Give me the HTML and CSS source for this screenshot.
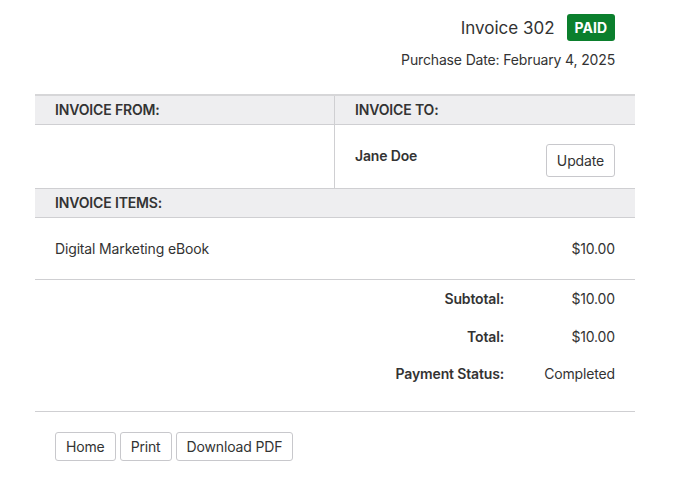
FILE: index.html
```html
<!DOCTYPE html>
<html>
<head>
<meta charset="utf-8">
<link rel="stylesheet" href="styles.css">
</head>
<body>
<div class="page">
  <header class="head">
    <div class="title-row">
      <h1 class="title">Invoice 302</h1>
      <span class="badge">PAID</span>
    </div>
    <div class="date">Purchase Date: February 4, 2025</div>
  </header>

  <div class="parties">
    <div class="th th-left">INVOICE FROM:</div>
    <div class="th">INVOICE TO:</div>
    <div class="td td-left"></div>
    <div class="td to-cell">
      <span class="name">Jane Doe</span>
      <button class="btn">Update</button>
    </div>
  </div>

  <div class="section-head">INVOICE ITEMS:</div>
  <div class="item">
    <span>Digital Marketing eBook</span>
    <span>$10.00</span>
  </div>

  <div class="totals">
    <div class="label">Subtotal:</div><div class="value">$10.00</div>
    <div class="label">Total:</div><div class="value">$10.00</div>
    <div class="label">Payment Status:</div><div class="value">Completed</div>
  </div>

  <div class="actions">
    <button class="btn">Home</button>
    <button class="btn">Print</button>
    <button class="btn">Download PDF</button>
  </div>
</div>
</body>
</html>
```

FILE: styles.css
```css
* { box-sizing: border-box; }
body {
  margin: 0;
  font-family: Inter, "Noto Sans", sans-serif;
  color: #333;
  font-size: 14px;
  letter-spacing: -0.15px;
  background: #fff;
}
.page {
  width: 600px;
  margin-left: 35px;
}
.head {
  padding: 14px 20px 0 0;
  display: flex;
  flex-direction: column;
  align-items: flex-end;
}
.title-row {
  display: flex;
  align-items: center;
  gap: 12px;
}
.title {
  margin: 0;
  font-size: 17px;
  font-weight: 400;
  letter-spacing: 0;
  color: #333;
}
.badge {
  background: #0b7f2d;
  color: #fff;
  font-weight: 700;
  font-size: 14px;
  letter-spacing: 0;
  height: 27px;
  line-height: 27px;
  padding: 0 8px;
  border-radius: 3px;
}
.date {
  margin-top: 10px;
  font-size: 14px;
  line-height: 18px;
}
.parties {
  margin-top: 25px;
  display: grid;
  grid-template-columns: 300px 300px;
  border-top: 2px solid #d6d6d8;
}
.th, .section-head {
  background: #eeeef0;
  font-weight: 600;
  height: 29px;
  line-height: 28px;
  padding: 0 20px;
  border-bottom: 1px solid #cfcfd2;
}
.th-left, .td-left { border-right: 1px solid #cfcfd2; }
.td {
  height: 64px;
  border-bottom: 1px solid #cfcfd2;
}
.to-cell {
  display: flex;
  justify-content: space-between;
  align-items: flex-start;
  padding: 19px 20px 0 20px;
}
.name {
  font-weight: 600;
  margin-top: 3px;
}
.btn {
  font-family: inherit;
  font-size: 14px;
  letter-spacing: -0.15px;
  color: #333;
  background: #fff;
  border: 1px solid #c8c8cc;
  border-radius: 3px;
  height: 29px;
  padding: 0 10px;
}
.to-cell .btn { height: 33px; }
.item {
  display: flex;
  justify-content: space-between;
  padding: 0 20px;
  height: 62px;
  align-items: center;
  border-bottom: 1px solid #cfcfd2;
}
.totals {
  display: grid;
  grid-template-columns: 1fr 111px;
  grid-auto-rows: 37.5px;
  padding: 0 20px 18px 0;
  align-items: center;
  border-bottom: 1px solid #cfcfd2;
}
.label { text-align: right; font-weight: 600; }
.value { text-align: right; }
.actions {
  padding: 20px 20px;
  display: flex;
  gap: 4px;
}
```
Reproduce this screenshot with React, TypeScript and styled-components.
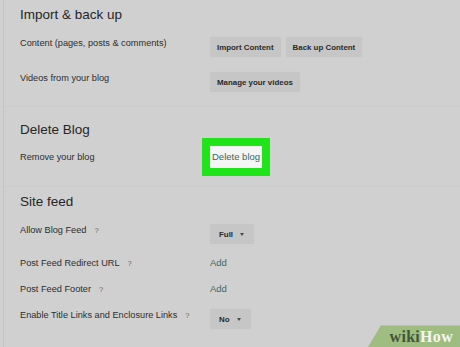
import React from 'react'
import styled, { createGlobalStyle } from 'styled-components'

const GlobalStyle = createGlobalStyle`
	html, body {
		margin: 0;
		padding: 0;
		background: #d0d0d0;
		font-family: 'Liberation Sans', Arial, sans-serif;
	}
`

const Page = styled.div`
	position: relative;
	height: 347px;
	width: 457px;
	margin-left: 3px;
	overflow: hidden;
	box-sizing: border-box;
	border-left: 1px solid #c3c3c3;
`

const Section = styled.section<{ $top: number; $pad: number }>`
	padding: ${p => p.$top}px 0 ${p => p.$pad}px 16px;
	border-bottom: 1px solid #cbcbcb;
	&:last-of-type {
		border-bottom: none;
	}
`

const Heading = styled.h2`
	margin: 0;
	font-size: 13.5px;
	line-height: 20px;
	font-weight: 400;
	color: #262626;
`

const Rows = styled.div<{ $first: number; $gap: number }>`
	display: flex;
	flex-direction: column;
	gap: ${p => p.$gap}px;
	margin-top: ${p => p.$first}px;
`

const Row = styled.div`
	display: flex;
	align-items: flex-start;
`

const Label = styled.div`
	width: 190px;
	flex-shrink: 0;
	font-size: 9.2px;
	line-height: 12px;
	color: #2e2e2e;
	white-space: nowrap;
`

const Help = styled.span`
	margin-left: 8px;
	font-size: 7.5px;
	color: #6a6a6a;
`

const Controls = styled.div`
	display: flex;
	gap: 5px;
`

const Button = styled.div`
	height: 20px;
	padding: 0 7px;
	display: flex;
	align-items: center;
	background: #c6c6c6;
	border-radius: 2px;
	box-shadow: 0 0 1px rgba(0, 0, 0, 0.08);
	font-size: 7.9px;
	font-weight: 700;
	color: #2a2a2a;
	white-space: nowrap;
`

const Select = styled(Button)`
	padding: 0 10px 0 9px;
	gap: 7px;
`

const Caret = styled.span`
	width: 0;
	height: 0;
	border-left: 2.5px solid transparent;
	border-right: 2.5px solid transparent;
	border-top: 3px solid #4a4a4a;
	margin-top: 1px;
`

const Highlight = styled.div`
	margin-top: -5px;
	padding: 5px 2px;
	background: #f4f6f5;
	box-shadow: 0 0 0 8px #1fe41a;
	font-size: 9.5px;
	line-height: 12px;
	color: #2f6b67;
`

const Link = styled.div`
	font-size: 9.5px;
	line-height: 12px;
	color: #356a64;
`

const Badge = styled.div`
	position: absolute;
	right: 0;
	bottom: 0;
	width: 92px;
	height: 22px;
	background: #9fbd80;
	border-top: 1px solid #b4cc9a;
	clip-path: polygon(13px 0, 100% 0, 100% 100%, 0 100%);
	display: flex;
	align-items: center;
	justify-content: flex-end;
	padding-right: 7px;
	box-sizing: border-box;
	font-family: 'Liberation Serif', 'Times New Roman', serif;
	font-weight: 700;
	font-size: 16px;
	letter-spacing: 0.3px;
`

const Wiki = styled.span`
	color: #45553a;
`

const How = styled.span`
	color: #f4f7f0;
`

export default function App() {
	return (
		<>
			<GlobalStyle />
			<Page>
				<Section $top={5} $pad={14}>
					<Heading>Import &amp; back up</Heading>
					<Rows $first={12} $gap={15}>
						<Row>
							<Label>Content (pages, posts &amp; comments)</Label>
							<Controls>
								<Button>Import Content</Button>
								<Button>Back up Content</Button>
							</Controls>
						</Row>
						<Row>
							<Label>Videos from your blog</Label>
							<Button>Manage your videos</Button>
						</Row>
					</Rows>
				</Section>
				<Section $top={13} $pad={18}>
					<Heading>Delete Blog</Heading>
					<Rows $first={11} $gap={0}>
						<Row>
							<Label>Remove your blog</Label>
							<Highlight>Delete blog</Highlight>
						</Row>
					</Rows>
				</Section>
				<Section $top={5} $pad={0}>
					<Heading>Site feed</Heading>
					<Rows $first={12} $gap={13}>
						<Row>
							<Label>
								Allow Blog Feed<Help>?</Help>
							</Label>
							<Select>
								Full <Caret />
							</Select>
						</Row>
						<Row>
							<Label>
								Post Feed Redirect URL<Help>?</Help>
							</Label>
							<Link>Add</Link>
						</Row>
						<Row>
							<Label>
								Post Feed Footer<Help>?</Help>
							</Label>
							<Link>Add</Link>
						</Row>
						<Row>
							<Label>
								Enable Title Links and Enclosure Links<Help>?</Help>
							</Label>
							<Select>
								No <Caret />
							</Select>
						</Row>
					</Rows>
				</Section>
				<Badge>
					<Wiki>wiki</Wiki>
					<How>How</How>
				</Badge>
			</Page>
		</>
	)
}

□ □ □ □

Of the lines in the material above, state how many contain the string "this"; give no other text.

2